Listed records
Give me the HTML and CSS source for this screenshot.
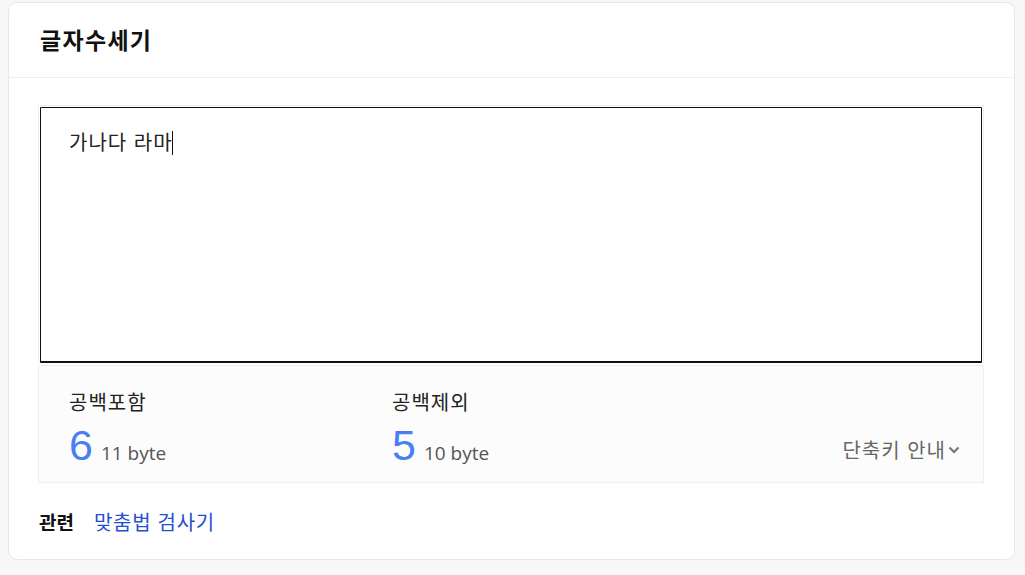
FILE: index.html
```html
<!DOCTYPE html>
<html lang="ko">
<head>
  <meta charset="UTF-8" />
  <meta name="viewport" content="width=device-width, initial-scale=1" />
  <title>글자수세기</title>
  <link rel="stylesheet" href="styles.css">
</head>
<body>
  <div class="card">
    <header class="card-head">글자수세기</header>
    <main class="card-body">
      <div class="editor">
        <div class="input-box">가나다 라마<span class="caret"></span></div>
      </div>
      <div class="stats">
        <div class="stat">
          <div class="stat-label">공백포함</div>
          <div class="stat-value"><span class="num">6</span><span class="bytes">11 byte</span></div>
        </div>
        <div class="stat">
          <div class="stat-label">공백제외</div>
          <div class="stat-value"><span class="num">5</span><span class="bytes">10 byte</span></div>
        </div>
        <button class="shortcut">단축키 안내<svg width="12" height="9" viewBox="0 0 12 9"><path d="M1.5 2.5 L6 7 L10.5 2.5" fill="none" stroke="#777" stroke-width="2.2"/></svg></button>
      </div>
      <div class="related">
        <strong>관련</strong>
        <a href="#">맞춤법 검사기</a>
      </div>
    </main>
  </div>
</body>
</html>
```

FILE: styles.css
```css
* { box-sizing: border-box; }
body { margin: 0; padding: 2px 10px 0 8px; background: #f6f7f9; font-family: "Noto Sans CJK KR", "Liberation Sans", sans-serif; color: #222; }
.card { background: #fff; border: 1px solid #e6e8eb; border-radius: 9px; height: 558px; }
.card-head { height: 75px; border-bottom: 1px solid #eceef0; padding: 0 0 2px 31px; display: flex; align-items: center; font-size: 23px; letter-spacing: 1.3px; font-weight: bold; color: #111; }
.card-body { padding: 27px 30px 0 29px; }
.editor { border: 1px solid #eee; border-bottom: none; padding: 1px 1px 0 1px; }
.input-box { height: 256px; border: 1px solid #111; border-bottom-width: 2px; border-radius: 1px; padding: 21px 28px; font-size: 20px; letter-spacing: 1px; color: #222; line-height: 26px; }
.caret { display: inline-block; width: 1px; height: 24px; background: #111; vertical-align: -5px; margin-left: -1px; }
.stats { display: flex; align-items: flex-end; background: #fcfcfc; border: 1px solid #eee; margin-top: 2px; height: 118px; padding: 22px 23px 9px 30px; }
.stat { width: 323px; align-self: stretch; display: flex; flex-direction: column; justify-content: space-between; }
.stat-label { font-size: 20px; letter-spacing: 1px; line-height: 28px; color: #222; }
.stat-value { display: flex; align-items: baseline; gap: 8px; line-height: 40px; }
.num { font-family: "Liberation Sans", sans-serif; font-size: 43px; color: #4a7ff2; }
.bytes { font-family: "Open Sans", sans-serif; font-size: 19px; color: #555; }
.shortcut { margin-left: auto; margin-bottom: 9px; border: none; background: none; padding: 0; font-family: inherit; font-size: 20px; letter-spacing: 1px; color: #666; display: flex; align-items: center; gap: 2px; cursor: pointer; }
.related { display: flex; align-items: center; gap: 20px; padding-top: 24px; font-size: 19px; }
.related strong { color: #111; margin-left: 1px; }
.related a { color: #1f4fce; text-decoration: none; font-size: 20px; letter-spacing: 0.7px; }
```
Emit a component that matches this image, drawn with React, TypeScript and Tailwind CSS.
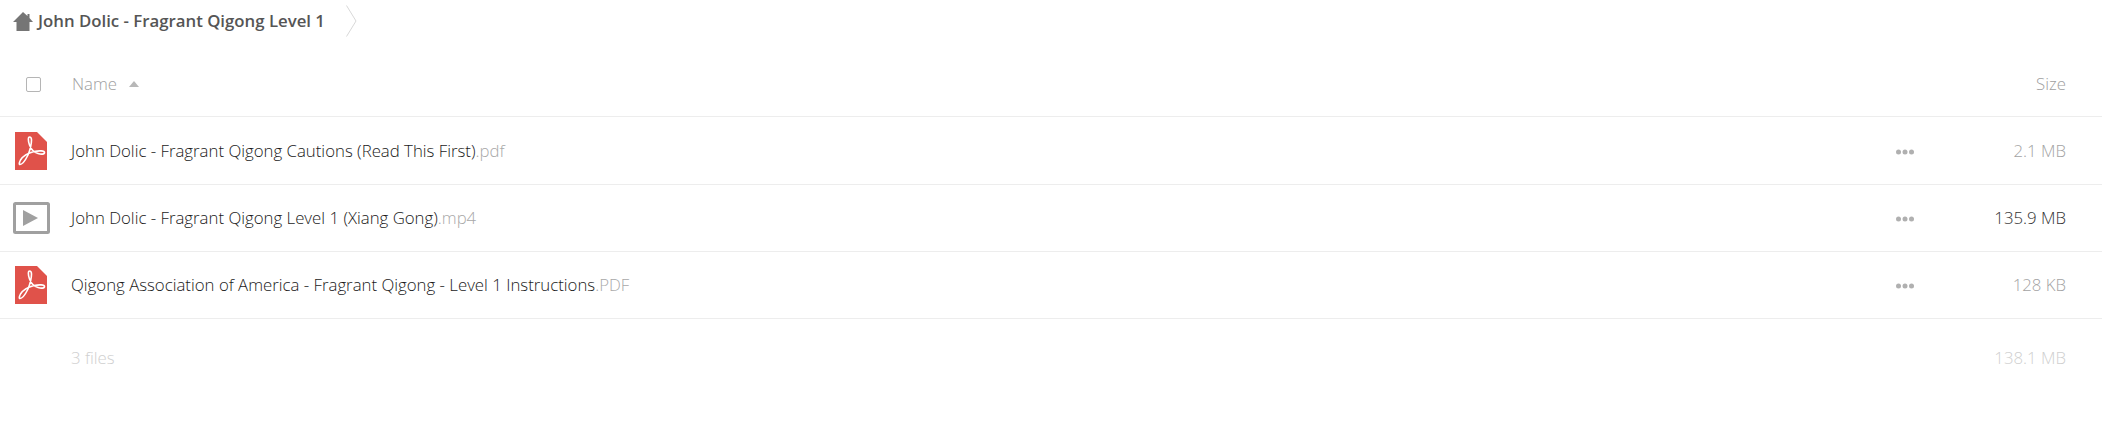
const files = [
  { name: "John Dolic - Fragrant Qigong Cautions (Read This First)", ext: ".pdf", size: "2.1 MB", color: "text-[#a3a3a3]", type: "pdf", height: "h-[68px]" },
  { name: "John Dolic - Fragrant Qigong Level 1 (Xiang Gong)", ext: ".mp4", size: "135.9 MB", color: "text-[#333333]", type: "video", height: "h-[67px]" },
  { name: "Qigong Association of America - Fragrant Qigong - Level 1 Instructions", ext: ".PDF", size: "128 KB", color: "text-[#a3a3a3]", type: "pdf", height: "h-[67px]" },
];

function PdfIcon() {
  return (
    <svg width="32" height="38" viewBox="0 0 32 38" className="ml-[15px]">
      <path d="M0 0H22L32 10V38H0Z" fill="#e0524a" />
      <path
        d="M14.500 5C13 5 13 9 14.500 13C16 17 19 20.500 23 21.500C26 22.500 29.500 22.500 29.500 20.500C29.500 18.500 24 18.500 19 19.500C13 21 8 24 5.500 28C4 31 4 32.500 5 32.500C7 32.500 10 29 13 23C15 18 16.500 12 16.500 8C16.500 6 16 5 14.500 5Z"
        fill="none"
        stroke="#fff"
        strokeWidth="1.600"
        strokeLinejoin="round"
      />
    </svg>
  );
}

function VideoIcon() {
  return (
    <svg width="37" height="32" viewBox="0 0 37 32" className="ml-[13px]">
      <rect x="1.500" y="1.500" width="34" height="29" fill="none" stroke="#a0a0a0" strokeWidth="3" rx="1" />
      <path d="M10 8L25 16L10 24Z" fill="#a0a0a0" />
    </svg>
  );
}

function FileRow({ file }: { file: (typeof files)[number] }) {
  return (
    <div className={`flex items-center border-b border-[#ededed] ${file.height}`}>
      <div className="flex w-[71px] shrink-0">
        {file.type === "pdf" ? <PdfIcon /> : <VideoIcon />}
      </div>
      <div className="flex-1 text-[16.8px] font-light text-[#1a1a1a]">
        {file.name}
        <span className="text-[#a8a8a8]">{file.ext}</span>
      </div>
      <svg width="18" height="6" viewBox="0 0 18 6" className="mr-[72px] mt-[2px]">
        <circle cx="2.500" cy="3" r="2.500" fill="#b0b0b0" />
        <circle cx="9" cy="3" r="2.500" fill="#b0b0b0" />
        <circle cx="15.500" cy="3" r="2.500" fill="#b0b0b0" />
      </svg>
      <div className={`w-[80px] text-right text-[16.8px] font-light ${file.color}`}>{file.size}</div>
      <div className="w-[36px]" />
    </div>
  );
}

export default function App() {
  return (
    <div className="h-[438px] w-full bg-white font-['Open_Sans',sans-serif]">
      <div className="flex h-[42px] items-center">
        <svg width="20" height="19" viewBox="0 0 20 19" className="ml-[13px]">
          <path d="M10 0L14.500 4V2H16.500V6L20 10H16.500V19H3.500V10H0Z" fill="#757575" />
        </svg>
        <span className="ml-[5px] text-[16.8px] font-semibold text-[#555555]">John Dolic - Fragrant Qigong Level 1</span>
        <svg width="11" height="32" viewBox="0 0 11 32" className="ml-[21px]">
          <path d="M0.500 0.500L10 16L0.500 31.500" fill="none" stroke="#d8d8d8" />
        </svg>
      </div>
      <div className="flex h-[75px] items-center border-b border-[#ededed] pt-[10px] text-[16.8px] font-light text-[#a0a0a0]">
        <div className="ml-[26px] h-[15px] w-[15px] rounded-[2px] border border-[#b5b5b5]" />
        <span className="ml-[31px]">Name</span>
        <svg width="10" height="6" viewBox="0 0 10 6" className="ml-[12px]">
          <path d="M5 0L10 6H0Z" fill="#b8b8b8" />
        </svg>
        <span className="ml-auto mr-[36px]">Size</span>
      </div>
      {files.map((file) => (
        <FileRow key={file.name} file={file} />
      ))}
      <div className="flex h-[78px] items-center text-[16.8px] font-light text-[#cfcfcf]">
        <span className="ml-[71px]">3 files</span>
        <span className="ml-auto mr-[36px]">138.1 MB</span>
      </div>
    </div>
  );
}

Requirements
All entries are to be retyped exactly. Omit any embedded images.

Finished exercise
Give me the HTML and CSS source for this screenshot.
FILE: index.html
```html
<!DOCTYPE html>
<html lang="ko">
<head>
  <meta charset="UTF-8" />
  <meta name="viewport" content="width=device-width, initial-scale=1" />
  <title>글자수세기</title>
  <link rel="stylesheet" href="styles.css">
</head>
<body>
  <div class="card">
    <header class="card-head">글자수세기</header>
    <main class="card-body">
      <div class="editor">
        <div class="input-box">가나다 라마<span class="caret"></span></div>
      </div>
      <div class="stats">
        <div class="stat">
          <div class="stat-label">공백포함</div>
          <div class="stat-value"><span class="num">6</span><span class="bytes">11 byte</span></div>
        </div>
        <div class="stat">
          <div class="stat-label">공백제외</div>
          <div class="stat-value"><span class="num">5</span><span class="bytes">10 byte</span></div>
        </div>
        <button class="shortcut">단축키 안내<svg width="12" height="9" viewBox="0 0 12 9"><path d="M1.5 2.5 L6 7 L10.5 2.5" fill="none" stroke="#777" stroke-width="2.2"/></svg></button>
      </div>
      <div class="related">
        <strong>관련</strong>
        <a href="#">맞춤법 검사기</a>
      </div>
    </main>
  </div>
</body>
</html>
```

FILE: styles.css
```css
* { box-sizing: border-box; }
body { margin: 0; padding: 2px 10px 0 8px; background: #f6f7f9; font-family: "Noto Sans CJK KR", "Liberation Sans", sans-serif; color: #222; }
.card { background: #fff; border: 1px solid #e6e8eb; border-radius: 9px; height: 558px; }
.card-head { height: 75px; border-bottom: 1px solid #eceef0; padding: 0 0 2px 31px; display: flex; align-items: center; font-size: 23px; letter-spacing: 1.3px; font-weight: bold; color: #111; }
.card-body { padding: 27px 30px 0 29px; }
.editor { border: 1px solid #eee; border-bottom: none; padding: 1px 1px 0 1px; }
.input-box { height: 256px; border: 1px solid #111; border-bottom-width: 2px; border-radius: 1px; padding: 21px 28px; font-size: 20px; letter-spacing: 1px; color: #222; line-height: 26px; }
.caret { display: inline-block; width: 1px; height: 24px; background: #111; vertical-align: -5px; margin-left: -1px; }
.stats { display: flex; align-items: flex-end; background: #fcfcfc; border: 1px solid #eee; margin-top: 2px; height: 118px; padding: 22px 23px 9px 30px; }
.stat { width: 323px; align-self: stretch; display: flex; flex-direction: column; justify-content: space-between; }
.stat-label { font-size: 20px; letter-spacing: 1px; line-height: 28px; color: #222; }
.stat-value { display: flex; align-items: baseline; gap: 8px; line-height: 40px; }
.num { font-family: "Liberation Sans", sans-serif; font-size: 43px; color: #4a7ff2; }
.bytes { font-family: "Open Sans", sans-serif; font-size: 19px; color: #555; }
.shortcut { margin-left: auto; margin-bottom: 9px; border: none; background: none; padding: 0; font-family: inherit; font-size: 20px; letter-spacing: 1px; color: #666; display: flex; align-items: center; gap: 2px; cursor: pointer; }
.related { display: flex; align-items: center; gap: 20px; padding-top: 24px; font-size: 19px; }
.related strong { color: #111; margin-left: 1px; }
.related a { color: #1f4fce; text-decoration: none; font-size: 20px; letter-spacing: 0.7px; }
```
Emit a component that matches this image, drawn with React, TypeScript and Tailwind CSS.
const files = [
  { name: "John Dolic - Fragrant Qigong Cautions (Read This First)", ext: ".pdf", size: "2.1 MB", color: "text-[#a3a3a3]", type: "pdf", height: "h-[68px]" },
  { name: "John Dolic - Fragrant Qigong Level 1 (Xiang Gong)", ext: ".mp4", size: "135.9 MB", color: "text-[#333333]", type: "video", height: "h-[67px]" },
  { name: "Qigong Association of America - Fragrant Qigong - Level 1 Instructions", ext: ".PDF", size: "128 KB", color: "text-[#a3a3a3]", type: "pdf", height: "h-[67px]" },
];

function PdfIcon() {
  return (
    <svg width="32" height="38" viewBox="0 0 32 38" className="ml-[15px]">
      <path d="M0 0H22L32 10V38H0Z" fill="#e0524a" />
      <path
        d="M14.500 5C13 5 13 9 14.500 13C16 17 19 20.500 23 21.500C26 22.500 29.500 22.500 29.500 20.500C29.500 18.500 24 18.500 19 19.500C13 21 8 24 5.500 28C4 31 4 32.500 5 32.500C7 32.500 10 29 13 23C15 18 16.500 12 16.500 8C16.500 6 16 5 14.500 5Z"
        fill="none"
        stroke="#fff"
        strokeWidth="1.600"
        strokeLinejoin="round"
      />
    </svg>
  );
}

function VideoIcon() {
  return (
    <svg width="37" height="32" viewBox="0 0 37 32" className="ml-[13px]">
      <rect x="1.500" y="1.500" width="34" height="29" fill="none" stroke="#a0a0a0" strokeWidth="3" rx="1" />
      <path d="M10 8L25 16L10 24Z" fill="#a0a0a0" />
    </svg>
  );
}

function FileRow({ file }: { file: (typeof files)[number] }) {
  return (
    <div className={`flex items-center border-b border-[#ededed] ${file.height}`}>
      <div className="flex w-[71px] shrink-0">
        {file.type === "pdf" ? <PdfIcon /> : <VideoIcon />}
      </div>
      <div className="flex-1 text-[16.8px] font-light text-[#1a1a1a]">
        {file.name}
        <span className="text-[#a8a8a8]">{file.ext}</span>
      </div>
      <svg width="18" height="6" viewBox="0 0 18 6" className="mr-[72px] mt-[2px]">
        <circle cx="2.500" cy="3" r="2.500" fill="#b0b0b0" />
        <circle cx="9" cy="3" r="2.500" fill="#b0b0b0" />
        <circle cx="15.500" cy="3" r="2.500" fill="#b0b0b0" />
      </svg>
      <div className={`w-[80px] text-right text-[16.8px] font-light ${file.color}`}>{file.size}</div>
      <div className="w-[36px]" />
    </div>
  );
}

export default function App() {
  return (
    <div className="h-[438px] w-full bg-white font-['Open_Sans',sans-serif]">
      <div className="flex h-[42px] items-center">
        <svg width="20" height="19" viewBox="0 0 20 19" className="ml-[13px]">
          <path d="M10 0L14.500 4V2H16.500V6L20 10H16.500V19H3.500V10H0Z" fill="#757575" />
        </svg>
        <span className="ml-[5px] text-[16.8px] font-semibold text-[#555555]">John Dolic - Fragrant Qigong Level 1</span>
        <svg width="11" height="32" viewBox="0 0 11 32" className="ml-[21px]">
          <path d="M0.500 0.500L10 16L0.500 31.500" fill="none" stroke="#d8d8d8" />
        </svg>
      </div>
      <div className="flex h-[75px] items-center border-b border-[#ededed] pt-[10px] text-[16.8px] font-light text-[#a0a0a0]">
        <div className="ml-[26px] h-[15px] w-[15px] rounded-[2px] border border-[#b5b5b5]" />
        <span className="ml-[31px]">Name</span>
        <svg width="10" height="6" viewBox="0 0 10 6" className="ml-[12px]">
          <path d="M5 0L10 6H0Z" fill="#b8b8b8" />
        </svg>
        <span className="ml-auto mr-[36px]">Size</span>
      </div>
      {files.map((file) => (
        <FileRow key={file.name} file={file} />
      ))}
      <div className="flex h-[78px] items-center text-[16.8px] font-light text-[#cfcfcf]">
        <span className="ml-[71px]">3 files</span>
        <span className="ml-auto mr-[36px]">138.1 MB</span>
      </div>
    </div>
  );
}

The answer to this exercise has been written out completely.